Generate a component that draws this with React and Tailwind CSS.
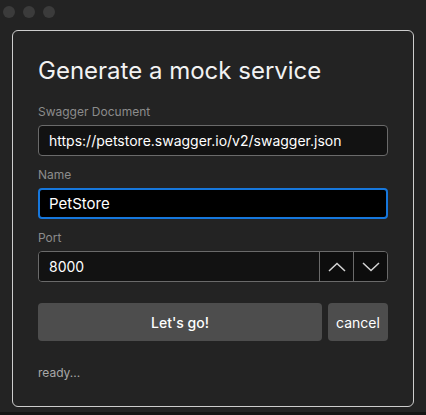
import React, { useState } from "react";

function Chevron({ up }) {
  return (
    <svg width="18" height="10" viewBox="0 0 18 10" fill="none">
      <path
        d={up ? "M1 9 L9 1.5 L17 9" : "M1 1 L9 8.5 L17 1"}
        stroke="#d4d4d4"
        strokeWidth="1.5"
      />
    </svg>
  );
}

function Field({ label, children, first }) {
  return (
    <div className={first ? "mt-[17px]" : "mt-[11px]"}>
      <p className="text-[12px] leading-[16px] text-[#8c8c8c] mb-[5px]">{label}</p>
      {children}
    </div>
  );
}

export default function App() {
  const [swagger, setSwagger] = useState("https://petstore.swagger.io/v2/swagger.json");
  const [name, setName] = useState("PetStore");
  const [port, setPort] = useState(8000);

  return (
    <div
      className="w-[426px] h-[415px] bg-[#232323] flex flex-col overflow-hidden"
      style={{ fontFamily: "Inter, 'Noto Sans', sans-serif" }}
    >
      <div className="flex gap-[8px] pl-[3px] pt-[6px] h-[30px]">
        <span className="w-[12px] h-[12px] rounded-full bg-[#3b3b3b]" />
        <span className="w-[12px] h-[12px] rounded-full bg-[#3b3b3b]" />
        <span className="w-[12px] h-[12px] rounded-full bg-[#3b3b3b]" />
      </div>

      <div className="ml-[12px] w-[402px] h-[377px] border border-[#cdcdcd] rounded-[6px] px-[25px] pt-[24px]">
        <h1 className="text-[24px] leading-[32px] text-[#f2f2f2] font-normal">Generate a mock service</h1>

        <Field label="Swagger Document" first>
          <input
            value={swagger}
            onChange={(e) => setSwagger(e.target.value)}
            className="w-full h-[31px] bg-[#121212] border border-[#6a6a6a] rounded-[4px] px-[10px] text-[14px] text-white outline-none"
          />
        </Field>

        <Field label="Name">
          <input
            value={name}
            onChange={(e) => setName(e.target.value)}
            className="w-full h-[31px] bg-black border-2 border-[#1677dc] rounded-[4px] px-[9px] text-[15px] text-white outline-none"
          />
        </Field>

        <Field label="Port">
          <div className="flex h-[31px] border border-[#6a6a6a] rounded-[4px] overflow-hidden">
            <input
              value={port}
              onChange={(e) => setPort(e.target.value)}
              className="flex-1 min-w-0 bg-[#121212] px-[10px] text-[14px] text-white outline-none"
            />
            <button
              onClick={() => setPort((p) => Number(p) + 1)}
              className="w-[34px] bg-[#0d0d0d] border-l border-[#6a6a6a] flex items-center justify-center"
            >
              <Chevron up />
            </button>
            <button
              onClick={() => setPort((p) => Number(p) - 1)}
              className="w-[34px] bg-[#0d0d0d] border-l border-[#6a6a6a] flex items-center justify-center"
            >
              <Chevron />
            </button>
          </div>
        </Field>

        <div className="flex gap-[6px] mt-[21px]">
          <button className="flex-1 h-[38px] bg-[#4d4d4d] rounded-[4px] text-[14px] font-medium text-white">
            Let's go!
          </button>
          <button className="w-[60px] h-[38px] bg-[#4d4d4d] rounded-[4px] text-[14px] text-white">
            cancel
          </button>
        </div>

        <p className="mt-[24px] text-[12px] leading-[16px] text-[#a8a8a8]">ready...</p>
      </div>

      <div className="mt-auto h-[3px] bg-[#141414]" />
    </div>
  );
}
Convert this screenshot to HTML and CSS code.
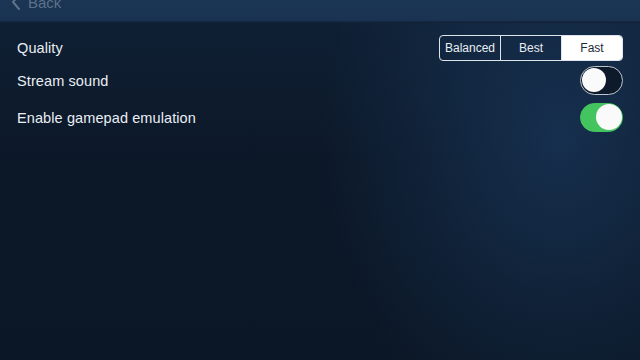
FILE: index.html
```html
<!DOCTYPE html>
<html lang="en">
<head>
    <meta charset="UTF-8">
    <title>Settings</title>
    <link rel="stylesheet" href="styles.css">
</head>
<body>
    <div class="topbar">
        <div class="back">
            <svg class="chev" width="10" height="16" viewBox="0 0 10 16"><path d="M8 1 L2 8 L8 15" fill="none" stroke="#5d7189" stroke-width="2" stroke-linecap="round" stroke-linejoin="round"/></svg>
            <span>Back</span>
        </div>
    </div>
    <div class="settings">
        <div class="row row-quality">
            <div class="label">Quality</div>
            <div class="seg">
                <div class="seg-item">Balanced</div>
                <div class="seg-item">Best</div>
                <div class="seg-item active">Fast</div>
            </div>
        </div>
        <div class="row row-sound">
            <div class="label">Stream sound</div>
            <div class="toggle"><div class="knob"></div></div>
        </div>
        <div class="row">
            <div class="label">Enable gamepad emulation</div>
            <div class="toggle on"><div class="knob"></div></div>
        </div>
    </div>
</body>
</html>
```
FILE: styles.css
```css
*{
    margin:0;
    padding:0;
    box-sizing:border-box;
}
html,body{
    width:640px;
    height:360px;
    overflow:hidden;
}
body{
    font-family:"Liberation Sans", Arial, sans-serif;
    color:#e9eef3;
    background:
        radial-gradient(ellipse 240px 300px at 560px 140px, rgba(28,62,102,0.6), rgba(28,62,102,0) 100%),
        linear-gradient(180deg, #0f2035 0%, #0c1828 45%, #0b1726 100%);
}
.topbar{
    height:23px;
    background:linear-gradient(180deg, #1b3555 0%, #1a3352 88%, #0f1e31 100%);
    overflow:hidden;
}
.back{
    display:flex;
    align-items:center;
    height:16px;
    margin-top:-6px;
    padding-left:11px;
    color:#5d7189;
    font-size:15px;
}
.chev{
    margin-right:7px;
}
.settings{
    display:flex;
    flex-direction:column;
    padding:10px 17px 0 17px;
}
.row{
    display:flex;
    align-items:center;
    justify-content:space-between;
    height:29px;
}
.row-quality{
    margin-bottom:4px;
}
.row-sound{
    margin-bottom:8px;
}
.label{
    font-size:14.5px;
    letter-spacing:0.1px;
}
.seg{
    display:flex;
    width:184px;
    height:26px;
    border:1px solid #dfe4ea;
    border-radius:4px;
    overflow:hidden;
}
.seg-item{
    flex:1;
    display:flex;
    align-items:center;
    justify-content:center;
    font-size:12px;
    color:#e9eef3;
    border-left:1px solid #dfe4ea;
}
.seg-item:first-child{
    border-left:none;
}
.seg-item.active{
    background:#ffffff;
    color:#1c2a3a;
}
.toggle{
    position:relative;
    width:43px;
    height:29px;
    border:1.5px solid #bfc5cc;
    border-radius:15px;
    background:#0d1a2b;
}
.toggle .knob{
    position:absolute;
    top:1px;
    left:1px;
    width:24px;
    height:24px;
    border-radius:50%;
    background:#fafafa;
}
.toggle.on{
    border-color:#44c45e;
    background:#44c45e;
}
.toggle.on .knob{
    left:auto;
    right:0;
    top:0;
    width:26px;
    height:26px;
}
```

* * * *

▶ Aim of the task
From the material above, reproduce everything verbatim except the pictures.

▶ Task output
Generate a component that draws this with React and Tailwind CSS.
import React, { useState } from "react";

function Chevron({ up }) {
  return (
    <svg width="18" height="10" viewBox="0 0 18 10" fill="none">
      <path
        d={up ? "M1 9 L9 1.5 L17 9" : "M1 1 L9 8.5 L17 1"}
        stroke="#d4d4d4"
        strokeWidth="1.5"
      />
    </svg>
  );
}

function Field({ label, children, first }) {
  return (
    <div className={first ? "mt-[17px]" : "mt-[11px]"}>
      <p className="text-[12px] leading-[16px] text-[#8c8c8c] mb-[5px]">{label}</p>
      {children}
    </div>
  );
}

export default function App() {
  const [swagger, setSwagger] = useState("https://petstore.swagger.io/v2/swagger.json");
  const [name, setName] = useState("PetStore");
  const [port, setPort] = useState(8000);

  return (
    <div
      className="w-[426px] h-[415px] bg-[#232323] flex flex-col overflow-hidden"
      style={{ fontFamily: "Inter, 'Noto Sans', sans-serif" }}
    >
      <div className="flex gap-[8px] pl-[3px] pt-[6px] h-[30px]">
        <span className="w-[12px] h-[12px] rounded-full bg-[#3b3b3b]" />
        <span className="w-[12px] h-[12px] rounded-full bg-[#3b3b3b]" />
        <span className="w-[12px] h-[12px] rounded-full bg-[#3b3b3b]" />
      </div>

      <div className="ml-[12px] w-[402px] h-[377px] border border-[#cdcdcd] rounded-[6px] px-[25px] pt-[24px]">
        <h1 className="text-[24px] leading-[32px] text-[#f2f2f2] font-normal">Generate a mock service</h1>

        <Field label="Swagger Document" first>
          <input
            value={swagger}
            onChange={(e) => setSwagger(e.target.value)}
            className="w-full h-[31px] bg-[#121212] border border-[#6a6a6a] rounded-[4px] px-[10px] text-[14px] text-white outline-none"
          />
        </Field>

        <Field label="Name">
          <input
            value={name}
            onChange={(e) => setName(e.target.value)}
            className="w-full h-[31px] bg-black border-2 border-[#1677dc] rounded-[4px] px-[9px] text-[15px] text-white outline-none"
          />
        </Field>

        <Field label="Port">
          <div className="flex h-[31px] border border-[#6a6a6a] rounded-[4px] overflow-hidden">
            <input
              value={port}
              onChange={(e) => setPort(e.target.value)}
              className="flex-1 min-w-0 bg-[#121212] px-[10px] text-[14px] text-white outline-none"
            />
            <button
              onClick={() => setPort((p) => Number(p) + 1)}
              className="w-[34px] bg-[#0d0d0d] border-l border-[#6a6a6a] flex items-center justify-center"
            >
              <Chevron up />
            </button>
            <button
              onClick={() => setPort((p) => Number(p) - 1)}
              className="w-[34px] bg-[#0d0d0d] border-l border-[#6a6a6a] flex items-center justify-center"
            >
              <Chevron />
            </button>
          </div>
        </Field>

        <div className="flex gap-[6px] mt-[21px]">
          <button className="flex-1 h-[38px] bg-[#4d4d4d] rounded-[4px] text-[14px] font-medium text-white">
            Let's go!
          </button>
          <button className="w-[60px] h-[38px] bg-[#4d4d4d] rounded-[4px] text-[14px] text-white">
            cancel
          </button>
        </div>

        <p className="mt-[24px] text-[12px] leading-[16px] text-[#a8a8a8]">ready...</p>
      </div>

      <div className="mt-auto h-[3px] bg-[#141414]" />
    </div>
  );
}
Convert this screenshot to HTML and CSS code.
FILE: index.html
```html
<!DOCTYPE html>
<html lang="en">
<head>
    <meta charset="UTF-8">
    <title>Settings</title>
    <link rel="stylesheet" href="styles.css">
</head>
<body>
    <div class="topbar">
        <div class="back">
            <svg class="chev" width="10" height="16" viewBox="0 0 10 16"><path d="M8 1 L2 8 L8 15" fill="none" stroke="#5d7189" stroke-width="2" stroke-linecap="round" stroke-linejoin="round"/></svg>
            <span>Back</span>
        </div>
    </div>
    <div class="settings">
        <div class="row row-quality">
            <div class="label">Quality</div>
            <div class="seg">
                <div class="seg-item">Balanced</div>
                <div class="seg-item">Best</div>
                <div class="seg-item active">Fast</div>
            </div>
        </div>
        <div class="row row-sound">
            <div class="label">Stream sound</div>
            <div class="toggle"><div class="knob"></div></div>
        </div>
        <div class="row">
            <div class="label">Enable gamepad emulation</div>
            <div class="toggle on"><div class="knob"></div></div>
        </div>
    </div>
</body>
</html>
```
FILE: styles.css
```css
*{
    margin:0;
    padding:0;
    box-sizing:border-box;
}
html,body{
    width:640px;
    height:360px;
    overflow:hidden;
}
body{
    font-family:"Liberation Sans", Arial, sans-serif;
    color:#e9eef3;
    background:
        radial-gradient(ellipse 240px 300px at 560px 140px, rgba(28,62,102,0.6), rgba(28,62,102,0) 100%),
        linear-gradient(180deg, #0f2035 0%, #0c1828 45%, #0b1726 100%);
}
.topbar{
    height:23px;
    background:linear-gradient(180deg, #1b3555 0%, #1a3352 88%, #0f1e31 100%);
    overflow:hidden;
}
.back{
    display:flex;
    align-items:center;
    height:16px;
    margin-top:-6px;
    padding-left:11px;
    color:#5d7189;
    font-size:15px;
}
.chev{
    margin-right:7px;
}
.settings{
    display:flex;
    flex-direction:column;
    padding:10px 17px 0 17px;
}
.row{
    display:flex;
    align-items:center;
    justify-content:space-between;
    height:29px;
}
.row-quality{
    margin-bottom:4px;
}
.row-sound{
    margin-bottom:8px;
}
.label{
    font-size:14.5px;
    letter-spacing:0.1px;
}
.seg{
    display:flex;
    width:184px;
    height:26px;
    border:1px solid #dfe4ea;
    border-radius:4px;
    overflow:hidden;
}
.seg-item{
    flex:1;
    display:flex;
    align-items:center;
    justify-content:center;
    font-size:12px;
    color:#e9eef3;
    border-left:1px solid #dfe4ea;
}
.seg-item:first-child{
    border-left:none;
}
.seg-item.active{
    background:#ffffff;
    color:#1c2a3a;
}
.toggle{
    position:relative;
    width:43px;
    height:29px;
    border:1.5px solid #bfc5cc;
    border-radius:15px;
    background:#0d1a2b;
}
.toggle .knob{
    position:absolute;
    top:1px;
    left:1px;
    width:24px;
    height:24px;
    border-radius:50%;
    background:#fafafa;
}
.toggle.on{
    border-color:#44c45e;
    background:#44c45e;
}
.toggle.on .knob{
    left:auto;
    right:0;
    top:0;
    width:26px;
    height:26px;
}
```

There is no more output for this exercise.